====== Collected data

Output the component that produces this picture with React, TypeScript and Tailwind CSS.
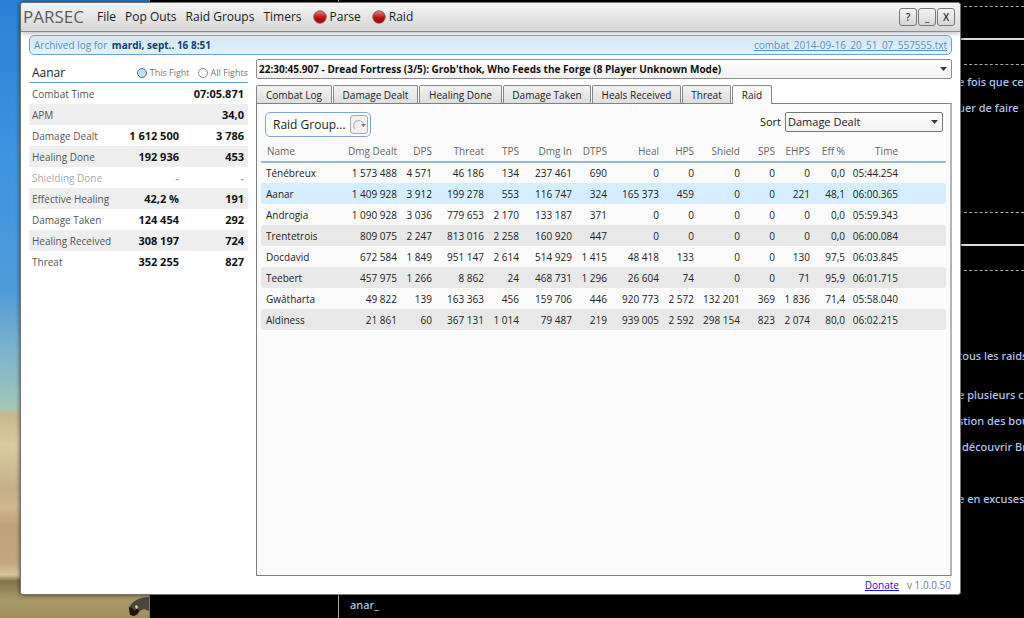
import clsx from 'clsx';
import { useState } from 'react';
import type { ReactNode } from 'react';

const MENU = ['File', 'Pop Outs', 'Raid Groups', 'Timers'];

const TABS = [
  { label: 'Combat Log', width: 'w-[76px]' },
  { label: 'Damage Dealt', width: 'w-[85px]' },
  { label: 'Healing Done', width: 'w-[83px]' },
  { label: 'Damage Taken', width: 'w-[88px]' },
  { label: 'Heals Received', width: 'w-[89px]' },
  { label: 'Threat', width: 'w-[49px]' },
  { label: 'Raid', width: 'w-[40px]' },
];

const STATS = [
  { label: 'Combat Time', total: '', rate: '07:05.871' },
  { label: 'APM', total: '', rate: '34,0' },
  { label: 'Damage Dealt', total: '1 612 500', rate: '3 786' },
  { label: 'Healing Done', total: '192 936', rate: '453' },
  { label: 'Shielding Done', total: '-', rate: '-', muted: true },
  { label: 'Effective Healing', total: '42,2 %', rate: '191' },
  { label: 'Damage Taken', total: '124 454', rate: '292' },
  { label: 'Healing Received', total: '308 197', rate: '724' },
  { label: 'Threat', total: '352 255', rate: '827' },
];

const COLUMNS = [
  { label: 'Name', width: 'w-[86px]' },
  { label: 'Dmg Dealt', width: 'w-[50px]' },
  { label: 'DPS', width: 'w-[35px]' },
  { label: 'Threat', width: 'w-[52px]' },
  { label: 'TPS', width: 'w-[35px]' },
  { label: 'Dmg In', width: 'w-[53px]' },
  { label: 'DTPS', width: 'w-[35px]' },
  { label: 'Heal', width: 'w-[52px]' },
  { label: 'HPS', width: 'w-[35px]' },
  { label: 'Shield', width: 'w-[46px]' },
  { label: 'SPS', width: 'w-[35px]' },
  { label: 'EHPS', width: 'w-[35px]' },
  { label: 'Eff %', width: 'w-[35px]' },
  { label: 'Time', width: 'w-[53px]' },
];

const RAIDERS = [
  ['Ténébreux', '1 573 488', '4 571', '46 186', '134', '237 461', '690', '0', '0', '0', '0', '0', '0,0', '05:44.254'],
  ['Aanar', '1 409 928', '3 912', '199 278', '553', '116 747', '324', '165 373', '459', '0', '0', '221', '48,1', '06:00.365'],
  ['Androgia', '1 090 928', '3 036', '779 653', '2 170', '133 187', '371', '0', '0', '0', '0', '0', '0,0', '05:59.343'],
  ['Trentetrois', '809 075', '2 247', '813 016', '2 258', '160 920', '447', '0', '0', '0', '0', '0', '0,0', '06:00.084'],
  ['Docdavid', '672 584', '1 849', '951 147', '2 614', '514 929', '1 415', '48 418', '133', '0', '0', '130', '97,5', '06:03.845'],
  ['Teebert', '457 975', '1 266', '8 862', '24', '468 731', '1 296', '26 604', '74', '0', '0', '71', '95,9', '06:01.715'],
  ['Gwâtharta', '49 822', '139', '163 363', '456', '159 706', '446', '920 773', '2 572', '132 201', '369', '1 836', '71,4', '05:58.040'],
  ['Aldiness', '21 861', '60', '367 131', '1 014', '79 487', '219', '939 005', '2 592', '298 154', '823', '2 074', '80,0', '06:02.215'],
];

const PLAYER = 'Aanar';

function RecordDot() {
  return (
    <svg aria-hidden="true" className="size-[14px]" viewBox="0 0 14 14">
      <defs>
        <linearGradient id="record" x1="0" x2="0" y1="0" y2="1">
          <stop offset="0" stopColor="#e98a8a" />
          <stop offset="0.4" stopColor="#d02a2a" />
          <stop offset="0.6" stopColor="#b80c0c" />
          <stop offset="1" stopColor="#a30808" />
        </linearGradient>
      </defs>
      <circle cx="7" cy="7" fill="url(#record)" r="6.2" stroke="#7d4a4a" strokeWidth="0.9" />
    </svg>
  );
}

function Caret() {
  return (
    <svg
      aria-hidden="true"
      className="pointer-events-none absolute top-2 right-[5px] h-1 w-[7px]"
      viewBox="0 0 7 4"
    >
      <path d="M0 0h7L3.5 4z" fill="#3c3c3c" />
    </svg>
  );
}

function WindowButton({ label, children }: { label: string; children: ReactNode }) {
  return (
    <button
      aria-label={label}
      className="flex h-[18px] w-[18px] items-center justify-center rounded-[3px] border border-[#777] bg-linear-to-b from-[#f4f4f4] to-[#d6d6d6] text-[10px] font-semibold leading-none text-[#333]"
      type="button"
    >
      {children}
    </button>
  );
}

function TitleBar() {
  return (
    <header className="flex h-[29px] shrink-0 items-center rounded-t-[3px] border-b border-[#8a8a8a] bg-linear-to-b from-[#f5f5f5] to-[#d6d6d6] pr-[5px] pl-0.5 shadow-[0_2px_4px_rgba(0,0,0,0.22)]">
      <h1 className="w-[74px] text-[17px] leading-5 text-[#5c5c5c]">PARSEC</h1>
      <nav className="flex items-center gap-[9px] text-[12px] text-[#1c1c1c]">
        {MENU.map((item) => (
          <button key={item} type="button">
            {item}
          </button>
        ))}
        <button className="ml-0.5 flex items-center gap-[3px]" type="button">
          <RecordDot />
          Parse
        </button>
        <button className="ml-0.5 flex items-center gap-[3px]" type="button">
          <RecordDot />
          Raid
        </button>
      </nav>
      <div className="ml-auto flex gap-px">
        <WindowButton label="Help">?</WindowButton>
        <WindowButton label="Minimize">_</WindowButton>
        <WindowButton label="Close">X</WindowButton>
      </div>
    </header>
  );
}

function ScopeRadio({
  label,
  checked,
  onChange,
}: {
  label: string;
  checked: boolean;
  onChange: () => void;
}) {
  return (
    <label className="flex items-center gap-[3px]">
      <input
        checked={checked}
        className="size-[10px] appearance-none rounded-full border border-[#8a8a8a] bg-white checked:border-[#56708a] checked:bg-[#c3dcf0]"
        name="scope"
        onChange={onChange}
        type="radio"
      />
      {label}
    </label>
  );
}

function StatsPanel() {
  const [scope, setScope] = useState('this');

  return (
    <aside className="w-[219px] shrink-0">
      <div className="flex h-[24px] items-center justify-between border-b border-[#6c9acb] pt-1 pl-[3px]">
        <h2 className="text-[12px] text-[#222]">Aanar</h2>
        <div className="flex gap-2 text-[9px] text-[#777]">
          <ScopeRadio
            checked={scope === 'this'}
            label="This Fight"
            onChange={() => setScope('this')}
          />
          <ScopeRadio
            checked={scope === 'all'}
            label="All Fights"
            onChange={() => setScope('all')}
          />
        </div>
      </div>
      <table className="w-full table-fixed text-[11px] leading-4">
        <tbody>
          {STATS.map((stat) => (
            <tr
              className={clsx(
                'h-[21px] even:bg-[#eee]',
                stat.muted ? 'text-[#aaa]' : 'text-[#555]'
              )}
              key={stat.label}
            >
              <th
                className="w-[97px] pl-[3px] text-left text-[10px] font-normal whitespace-nowrap"
                scope="row"
              >
                {stat.label}
              </th>
              <td
                className={clsx(
                  'w-[53px] text-right font-bold whitespace-nowrap',
                  !stat.muted && 'text-[#111]'
                )}
              >
                {stat.total}
              </td>
              <td
                className={clsx(
                  'pr-1 text-right font-bold whitespace-nowrap',
                  !stat.muted && 'text-[#111]'
                )}
              >
                {stat.rate}
              </td>
            </tr>
          ))}
        </tbody>
      </table>
    </aside>
  );
}

function RaidTable() {
  return (
    <table className="w-full table-fixed text-[10px] leading-4 whitespace-nowrap">
      <thead>
        <tr className="h-[21px] border-b-2 border-[#94b8e0] text-[#666]">
          {COLUMNS.map((column) => (
            <th
              className={clsx(
                column.width,
                'p-0 text-right font-normal first:pl-[6px] first:text-left'
              )}
              key={column.label}
              scope="col"
            >
              {column.label}
            </th>
          ))}
          <td />
        </tr>
      </thead>
      <tbody>
        {RAIDERS.map((raider) => (
          <tr className="group h-[21px] text-[#222]" key={raider[0]}>
            {raider.map((value, index) => (
              <td
                className={clsx(
                  'p-0 text-right first:rounded-l-[3px] first:pl-[5px] first:text-left',
                  raider[0] === PLAYER ? 'bg-[#d4eeff]' : 'group-even:bg-[#e8e8e8]'
                )}
                key={COLUMNS[index].label}
              >
                {value}
              </td>
            ))}
            <td
              className={clsx(
                'rounded-r-[3px]',
                raider[0] === PLAYER ? 'bg-[#d4eeff]' : 'group-even:bg-[#e8e8e8]'
              )}
            />
          </tr>
        ))}
      </tbody>
    </table>
  );
}

function RaidToolbar() {
  return (
    <div className="flex items-start justify-between pr-[3px] pl-1">
      <div className="flex h-[25px] items-center gap-1 rounded-[5px] border border-[#7ba6d8] bg-white pr-0.5 pl-[7px]">
        <button className="text-[12px] text-[#222]" type="button">
          Raid Group...
        </button>
        <button
          aria-label="Refresh raid group"
          className="flex h-[19px] w-[18px] items-center justify-center rounded-[3px] border border-[#aaa] bg-[#f1f1f1]"
          type="button"
        >
          <svg aria-hidden="true" className="h-3 w-[14px] shrink-0" viewBox="0 0 14 12">
            <path d="M3 10A5 5 0 1 1 11.500 5.500" fill="none" stroke="#bdbdbd" strokeWidth="1.300" />
            <path d="M9 5h5l-2.500 3z" fill="#777" />
          </svg>
        </button>
      </div>
      <div className="flex items-center gap-1 text-[11px] text-[#222]">
        <label htmlFor="sort">Sort</label>
        <div className="relative">
          <select
            className="block h-[20px] w-[158px] appearance-none rounded-[2px] border border-[#777] bg-linear-to-b from-[#fcfcfc] to-[#f2f2f2] px-0.5 text-[11px] leading-4"
            defaultValue="Damage Dealt"
            id="sort"
          >
            <option>Damage Dealt</option>
            <option>Healing Done</option>
            <option>Threat</option>
          </select>
          <Caret />
        </div>
      </div>
    </div>
  );
}

function FightPanel() {
  const [tab, setTab] = useState('Raid');

  return (
    <main className="flex min-w-0 flex-1 flex-col">
      <div className="relative">
        <select
          aria-label="Fight"
          className="block h-5 w-full appearance-none rounded-[2px] border border-[#8c8c8c] bg-linear-to-b from-white to-[#f2f2f2] px-0.5 text-[10px] leading-4 font-bold text-[#111]"
        >
          <option>
            22:30:45.907 - Dread Fortress (3/5): Grob'thok, Who Feeds the Forge (8 Player Unknown Mode)
          </option>
        </select>
        <Caret />
      </div>
      <div className="mt-[6px] flex gap-px" role="tablist">
        {TABS.map(({ label, width }) => (
          <button
            aria-selected={tab === label}
            className={clsx(
              width,
              'h-[18px] rounded-t-[2px] border border-b-0 border-[#888] text-center text-[10px] leading-4 whitespace-nowrap text-[#222]',
              tab === label
                ? 'z-10 -mb-px h-[19px] bg-[#fafafa]'
                : 'bg-linear-to-b from-[#f2f2f2] to-[#dedede]'
            )}
            key={label}
            onClick={() => setTab(label)}
            role="tab"
            type="button"
          >
            {label}
          </button>
        ))}
      </div>
      <section className="flex flex-1 flex-col border border-r-2 border-[#808080] border-r-[#b4b4b4] bg-[#fafafa] px-1 pt-2">
        <RaidToolbar />
        <div className="mt-1">
          <RaidTable />
        </div>
      </section>
    </main>
  );
}

function ParsecWindow() {
  return (
    <div className="absolute top-0.5 right-[63px] bottom-[23px] left-5 flex flex-col rounded-[3px] border border-[#777] bg-white shadow-[0_0_4px_rgba(0,0,0,0.6)]">
      <TitleBar />
      <div className="flex flex-1 flex-col px-2 pt-[3px]">
        <div className="z-10 flex h-5 items-center justify-between rounded-[5px] border border-[#6fa0d2] bg-linear-to-b from-[#d0e6f3] to-[#e0f4ff] px-1 text-[10px] text-[#5d90c0]">
          <p>
            Archived log for{' '}
            <strong className="ml-0.5 text-[#0f3f70]">mardi, sept.. 16 8:51</strong>
          </p>
          <a className="underline" href="#log">
            combat_2014-09-16_20_51_07_557555.txt
          </a>
        </div>
        <div className="flex flex-1 gap-2 pt-1">
          <StatsPanel />
          <FightPanel />
        </div>
      </div>
      <footer className="flex h-[18px] shrink-0 items-center justify-end gap-2 pr-[9px] text-[10px]">
        <a className="text-[#1414e0] underline" href="#donate">
          Donate
        </a>
        <span className="text-[#777]">v 1.0.0.50</span>
      </footer>
    </div>
  );
}

function Desktop() {
  return (
    <div className="flex w-[150px] shrink-0 items-end justify-end border-r border-[#777] bg-[linear-gradient(to_bottom,#2b80d8_0,#3f93e0_25%,#4f9bd8_47%,#7db4cc_57%,#a2c7b8_66%,#c9b68c_67%,#dccba0_72%,#c4b08a_79%,#cdb98c_82%,#bfa27c_85%,#c2a782_91%,#d6c59a_93%,#85754a_94%,#a8996a_97%,#a08f5c_100%)]">
      <svg aria-hidden="true" className="h-[22px] w-[21px]" viewBox="0 0 21 22">
        <path
          d="M21 1C11 1 4 5 1 12l1 5 3 3 4-1 3-4 4-2 5 2z"
          fill="#4a463c"
        />
        <path d="M1 11l3 1 3 3 2-3 2 3-2 3-3 2-4-1z" fill="#1d120d" />
        <path d="M7 10l2-1 1 3-2 1z" fill="#d8cfae" />
      </svg>
    </div>
  );
}

function Dashes() {
  return <div className="ml-[6px] border-t border-dashed border-[#aaa]" />;
}

function Console() {
  return (
    <div className="flex min-w-0 flex-1 bg-black font-['Noto_Sans',sans-serif] text-[11px] leading-[13px] font-medium text-[#b4c6f0]">
      <div className="w-[189px] shrink-0 border-r border-[#aaa]" />
      <div className="flex min-w-0 flex-1 items-end pb-[7px] pl-[11px]">anar_</div>
      <div className="w-[66px] shrink-0 overflow-hidden pt-[6px] whitespace-nowrap">
        <Dashes />
        <div className="mt-[31px] h-0.5 bg-[#ddd]" />
        <div className="mt-6">
          <Dashes />
        </div>
        <p className="mt-[10px]">e fois que ce</p>
        <p className="mt-[13px]">uer de faire</p>
        <div className="mt-[98px]">
          <Dashes />
        </div>
        <div className="mt-[31px] h-0.5 bg-[#ddd]" />
        <div className="mt-6">
          <Dashes />
        </div>
        <p className="mt-[78px]">tous les raids</p>
        <p className="mt-[26px]">e plusieurs c</p>
        <p className="mt-[13px]">stion des bou</p>
        <p className="mt-[13px] pl-1">découvrir Br</p>
        <p className="mt-[39px]">e en excuses</p>
      </div>
    </div>
  );
}

export default function App() {
  return (
    <div className="relative flex min-h-screen overflow-hidden font-['Open_Sans','Noto_Sans',sans-serif]">
      <Desktop />
      <Console />
      <ParsecWindow />
    </div>
  );
}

============

• _Work to do_
Set the lines above down again, word for word, from the first through the one containing "const MENU = ['File', 'Pop"; pictures excluded.

• _Exercise output_
Output the component that produces this picture with React, TypeScript and Tailwind CSS.
import clsx from 'clsx';
import { useState } from 'react';
import type { ReactNode } from 'react';

const MENU = ['File', 'Pop Outs', 'Raid Groups', 'Timers'];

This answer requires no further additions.